DATA BLOCK
•••••

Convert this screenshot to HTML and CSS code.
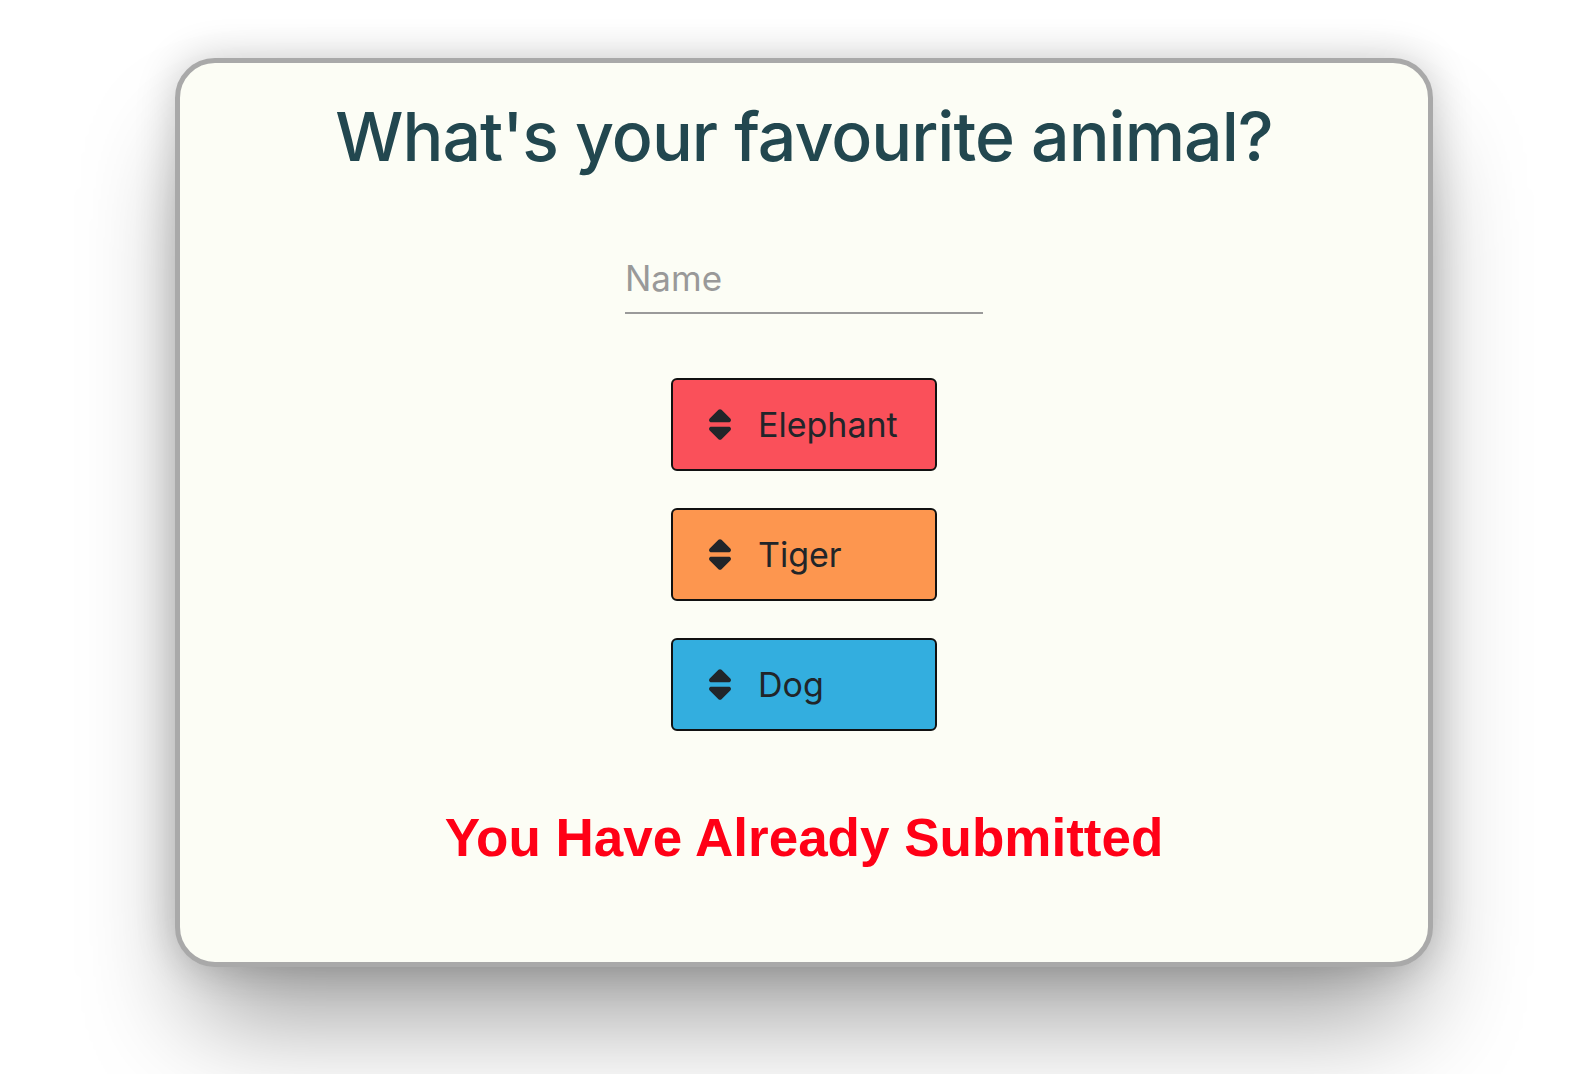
FILE: index.html
```html
<!DOCTYPE html>
<html lang="en">
<head>
<meta charset="utf-8">
<title>Favourite animal</title>
<link rel="stylesheet" href="styles.css">
</head>
<body>
<div class="page">
  <main class="card">
    <h1 class="title">What's your favourite animal?</h1>
    <input class="name-input" type="text" placeholder="Name">
    <div class="options">
      <button class="option option-elephant" type="button">
        <svg class="sort-icon" viewBox="0 0 320 512" aria-hidden="true"><path d="M137.4 41.4c12.5-12.5 32.8-12.5 45.3 0l128 128c9.2 9.2 11.9 22.9 6.9 34.9s-16.6 19.8-29.6 19.8H32c-12.9 0-24.6-7.8-29.6-19.8s-2.2-25.7 6.9-34.9l128-128zm0 429.3l-128-128c-9.2-9.2-11.9-22.9-6.9-34.9s16.6-19.8 29.6-19.8H288c12.9 0 24.6 7.8 29.6 19.8s2.2 25.7-6.9 34.9l-128 128c-12.5 12.5-32.8 12.5-45.3 0z"/></svg>
        <span class="option-label">Elephant</span>
      </button>
      <button class="option option-tiger" type="button">
        <svg class="sort-icon" viewBox="0 0 320 512" aria-hidden="true"><path d="M137.4 41.4c12.5-12.5 32.8-12.5 45.3 0l128 128c9.2 9.2 11.9 22.9 6.9 34.9s-16.6 19.8-29.6 19.8H32c-12.9 0-24.6-7.8-29.6-19.8s-2.2-25.7 6.9-34.9l128-128zm0 429.3l-128-128c-9.2-9.2-11.9-22.9-6.9-34.9s16.6-19.8 29.6-19.8H288c12.9 0 24.6 7.8 29.6 19.8s2.2 25.7-6.9 34.9l-128 128c-12.5 12.5-32.8 12.5-45.3 0z"/></svg>
        <span class="option-label">Tiger</span>
      </button>
      <button class="option option-dog" type="button">
        <svg class="sort-icon" viewBox="0 0 320 512" aria-hidden="true"><path d="M137.4 41.4c12.5-12.5 32.8-12.5 45.3 0l128 128c9.2 9.2 11.9 22.9 6.9 34.9s-16.6 19.8-29.6 19.8H32c-12.9 0-24.6-7.8-29.6-19.8s-2.2-25.7 6.9-34.9l128-128zm0 429.3l-128-128c-9.2-9.2-11.9-22.9-6.9-34.9s16.6-19.8 29.6-19.8H288c12.9 0 24.6 7.8 29.6 19.8s2.2 25.7-6.9 34.9l-128 128c-12.5 12.5-32.8 12.5-45.3 0z"/></svg>
        <span class="option-label">Dog</span>
      </button>
    </div>
    <p class="message">You Have Already Submitted</p>
  </main>
</div>
</body>
</html>
```
FILE: styles.css
```css
html, body {
  margin: 0;
  padding: 0;
  background: #ffffff;
}

.page {
  padding: 58px 145px 0 175px;
  height: 1074px;
  box-sizing: border-box;
  overflow: hidden;
}

.card {
  box-sizing: border-box;
  width: 1258px;
  background: #fcfdf5;
  border: 5px solid #a9a9a9;
  border-radius: 40px;
  box-shadow: 0 0 40px rgba(0, 0, 0, 0.2), 0 70px 110px -20px rgba(0, 0, 0, 0.38);
  padding: 33px 0 94px;
  display: flex;
  flex-direction: column;
  align-items: center;
  font-family: Inter, "Noto Sans", sans-serif;
}

.title {
  margin: 0;
  font-size: 68px;
  line-height: 80px;
  font-weight: 500;
  letter-spacing: -1px;
  color: #22474f;
  text-align: center;
}

.name-input {
  margin-top: 78px;
  width: 358px;
  height: 60px;
  box-sizing: border-box;
  padding: 0 0 10px 0;
  border: none;
  border-bottom: 2px solid #9a9a9a;
  background: transparent;
  font-family: Inter, "Noto Sans", sans-serif;
  font-size: 35px;
  color: #333;
  outline: none;
}

.name-input::placeholder {
  color: #999999;
}

.options {
  margin-top: 64px;
  display: flex;
  flex-direction: column;
  gap: 37px;
}

.option {
  box-sizing: border-box;
  width: 266px;
  height: 93px;
  border: 2px solid #111;
  border-radius: 6px;
  display: flex;
  align-items: center;
  gap: 27px;
  padding: 0 0 0 36px;
  font-family: Inter, "Noto Sans", sans-serif;
  font-size: 34px;
  color: #212529;
  cursor: pointer;
}

.option-elephant { background: #fa505a; }
.option-tiger { background: #fd964f; }
.option-dog { background: #33aedf; }

.sort-icon {
  width: 22px;
  height: 35px;
  fill: #212529;
  flex: none;
}

.option-label {
  line-height: 40px;
}

.message {
  margin: 77px 0 0;
  font-family: "Liberation Sans", Arial, sans-serif;
  font-weight: 700;
  font-size: 53px;
  line-height: 60px;
  color: #ff0016;
  text-align: center;
}
```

•••••

WHAT IS BEING ASKED
Set down the material above as is, without any pictures.

TASK OUTPUT
Convert this screenshot to HTML and CSS code.
FILE: index.html
```html
<!DOCTYPE html>
<html lang="en">
<head>
<meta charset="utf-8">
<title>Favourite animal</title>
<link rel="stylesheet" href="styles.css">
</head>
<body>
<div class="page">
  <main class="card">
    <h1 class="title">What's your favourite animal?</h1>
    <input class="name-input" type="text" placeholder="Name">
    <div class="options">
      <button class="option option-elephant" type="button">
        <svg class="sort-icon" viewBox="0 0 320 512" aria-hidden="true"><path d="M137.4 41.4c12.5-12.5 32.8-12.5 45.3 0l128 128c9.2 9.2 11.9 22.9 6.9 34.9s-16.6 19.8-29.6 19.8H32c-12.9 0-24.6-7.8-29.6-19.8s-2.2-25.7 6.9-34.9l128-128zm0 429.3l-128-128c-9.2-9.2-11.9-22.9-6.9-34.9s16.6-19.8 29.6-19.8H288c12.9 0 24.6 7.8 29.6 19.8s2.2 25.7-6.9 34.9l-128 128c-12.5 12.5-32.8 12.5-45.3 0z"/></svg>
        <span class="option-label">Elephant</span>
      </button>
      <button class="option option-tiger" type="button">
        <svg class="sort-icon" viewBox="0 0 320 512" aria-hidden="true"><path d="M137.4 41.4c12.5-12.5 32.8-12.5 45.3 0l128 128c9.2 9.2 11.9 22.9 6.9 34.9s-16.6 19.8-29.6 19.8H32c-12.9 0-24.6-7.8-29.6-19.8s-2.2-25.7 6.9-34.9l128-128zm0 429.3l-128-128c-9.2-9.2-11.9-22.9-6.9-34.9s16.6-19.8 29.6-19.8H288c12.9 0 24.6 7.8 29.6 19.8s2.2 25.7-6.9 34.9l-128 128c-12.5 12.5-32.8 12.5-45.3 0z"/></svg>
        <span class="option-label">Tiger</span>
      </button>
      <button class="option option-dog" type="button">
        <svg class="sort-icon" viewBox="0 0 320 512" aria-hidden="true"><path d="M137.4 41.4c12.5-12.5 32.8-12.5 45.3 0l128 128c9.2 9.2 11.9 22.9 6.9 34.9s-16.6 19.8-29.6 19.8H32c-12.9 0-24.6-7.8-29.6-19.8s-2.2-25.7 6.9-34.9l128-128zm0 429.3l-128-128c-9.2-9.2-11.9-22.9-6.9-34.9s16.6-19.8 29.6-19.8H288c12.9 0 24.6 7.8 29.6 19.8s2.2 25.7-6.9 34.9l-128 128c-12.5 12.5-32.8 12.5-45.3 0z"/></svg>
        <span class="option-label">Dog</span>
      </button>
    </div>
    <p class="message">You Have Already Submitted</p>
  </main>
</div>
</body>
</html>
```
FILE: styles.css
```css
html, body {
  margin: 0;
  padding: 0;
  background: #ffffff;
}

.page {
  padding: 58px 145px 0 175px;
  height: 1074px;
  box-sizing: border-box;
  overflow: hidden;
}

.card {
  box-sizing: border-box;
  width: 1258px;
  background: #fcfdf5;
  border: 5px solid #a9a9a9;
  border-radius: 40px;
  box-shadow: 0 0 40px rgba(0, 0, 0, 0.2), 0 70px 110px -20px rgba(0, 0, 0, 0.38);
  padding: 33px 0 94px;
  display: flex;
  flex-direction: column;
  align-items: center;
  font-family: Inter, "Noto Sans", sans-serif;
}

.title {
  margin: 0;
  font-size: 68px;
  line-height: 80px;
  font-weight: 500;
  letter-spacing: -1px;
  color: #22474f;
  text-align: center;
}

.name-input {
  margin-top: 78px;
  width: 358px;
  height: 60px;
  box-sizing: border-box;
  padding: 0 0 10px 0;
  border: none;
  border-bottom: 2px solid #9a9a9a;
  background: transparent;
  font-family: Inter, "Noto Sans", sans-serif;
  font-size: 35px;
  color: #333;
  outline: none;
}

.name-input::placeholder {
  color: #999999;
}

.options {
  margin-top: 64px;
  display: flex;
  flex-direction: column;
  gap: 37px;
}

.option {
  box-sizing: border-box;
  width: 266px;
  height: 93px;
  border: 2px solid #111;
  border-radius: 6px;
  display: flex;
  align-items: center;
  gap: 27px;
  padding: 0 0 0 36px;
  font-family: Inter, "Noto Sans", sans-serif;
  font-size: 34px;
  color: #212529;
  cursor: pointer;
}

.option-elephant { background: #fa505a; }
.option-tiger { background: #fd964f; }
.option-dog { background: #33aedf; }

.sort-icon {
  width: 22px;
  height: 35px;
  fill: #212529;
  flex: none;
}

.option-label {
  line-height: 40px;
}

.message {
  margin: 77px 0 0;
  font-family: "Liberation Sans", Arial, sans-serif;
  font-weight: 700;
  font-size: 53px;
  line-height: 60px;
  color: #ff0016;
  text-align: center;
}
```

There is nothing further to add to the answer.